2016-0669531E5 Eligible housing loss

Please note that the following document, although believed to be correct at the time of issue, may not represent the current position of the CRA. Prenez note que ce document, bien qu'exact au moment émis, peut ne pas représenter la position actuelle de l'ARC.

Principal Issues: Whether an amount paid by a former employer as compensation for the loss in the value of an employee’s house is an eligible housing loss for the purposes of subsection 6(20) of the Act.

Position: The amount paid for the housing loss must be in respect of an eligible relocation.

Reasons: See response.

Author: Underhill, Cynthia
Section: ITA: 6(1)(a), 6(19) – (22)

XXXXXXXXXX
                                                                                                                         `           2016-066953
                                                                                                                                     C. Underhill

June 4, 2018

 

Dear XXXXXXXXXX:

Re:  Eligible housing loss

We are writing in response to your email dated September 21, 2016, and our conversation of January 5, 2017 (Underhill/XXXXXXXXXX), in which you asked about the tax consequences under the Income Tax Act (“Act”) of an employer-paid housing loss. 

Our understanding of the situation you described is as follows:

*     You were employed with XXXXXXXXXX (Employer A) in XXXXXXXXXX (Location A) for more than three years;

*     When you commenced employment with Employer A, you entered into a Home Equity Agreement (“the Agreement”) with Employer A. Under the Agreement, Employer A agreed to compensate you for an amount equal to any loss in value on the sale of your house in Location A, between the appraised value of your house at the time of entering into the Agreement and the proceeds received upon the subsequent sale of the house in Location A, provided you complete three years of continuous employment with Employer A;

*     You voluntarily ceased employment with Employer A in XXXXXXXXXX, relocated to XXXXXXXXXX and immediately commenced employment with Employer B;

*     In XXXXXXXXXX, you sold your house in Location A at a loss; and

*     In accordance with the Agreement, Employer A compensated you for the loss on the sale of your house in Location A and reported the compensation as income from employment on your T4 slip. You have asked whether the amount received from Employer A under the Agreement qualifies for the beneficial tax treatment under the Act as a benefit from an eligible housing loss.

Our comments

This technical interpretation provides general comments about the provisions of the Act and related legislation (where referenced). It does not confirm the income tax treatment of a particular situation involving a specific taxpayer but is intended to assist you in making that determination. The income tax treatment of a particular transaction proposed by a specific taxpayer will only be confirmed by this Directorate in the context of an advance income tax ruling request submitted in the manner set out in Information Circular IC 70-6R7, Advance Income Tax Rulings and Technical Interpretations.
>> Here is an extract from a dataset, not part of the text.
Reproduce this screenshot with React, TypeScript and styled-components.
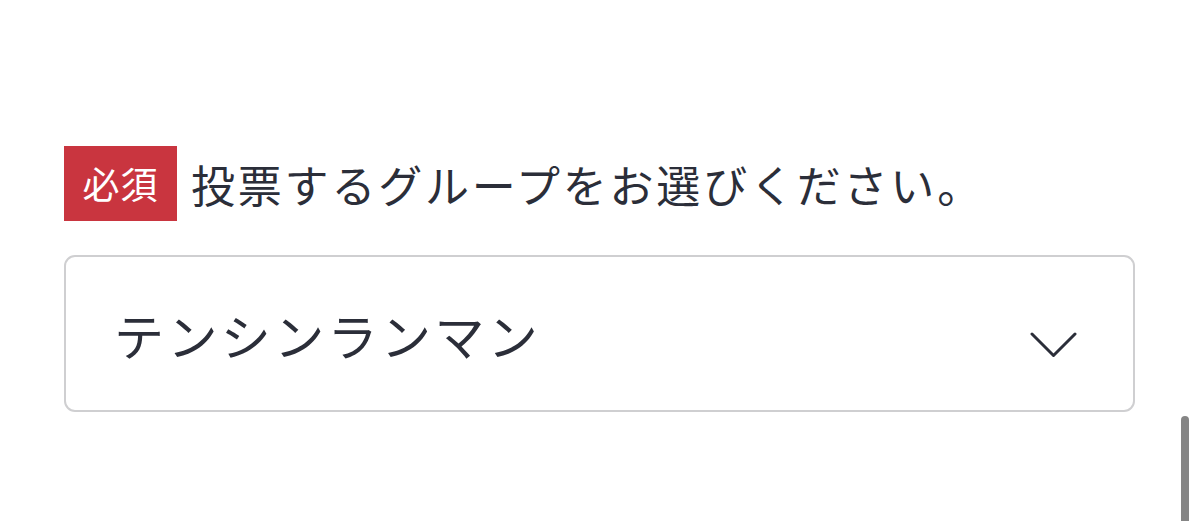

Generally, all benefits received or enjoyed by an employee (or by a person who does not deal at arm’s length with the employee) from an office or employment are included in employment income under paragraph 6(1)(a) of the Act, unless specifically excluded by another provision of the Act. Where a current or former employer compensates an employee for a housing loss, the full amount is deemed by subsection 6(19) of the Act to be a benefit and included in the employee’s income under paragraph 6(1)(a) of the Act (unless the amount is paid in respect of an “eligible housing loss”). A housing loss is calculated pursuant to subsection 6(21) of the Act and, in most cases, it is the actual loss or decline in value of the house.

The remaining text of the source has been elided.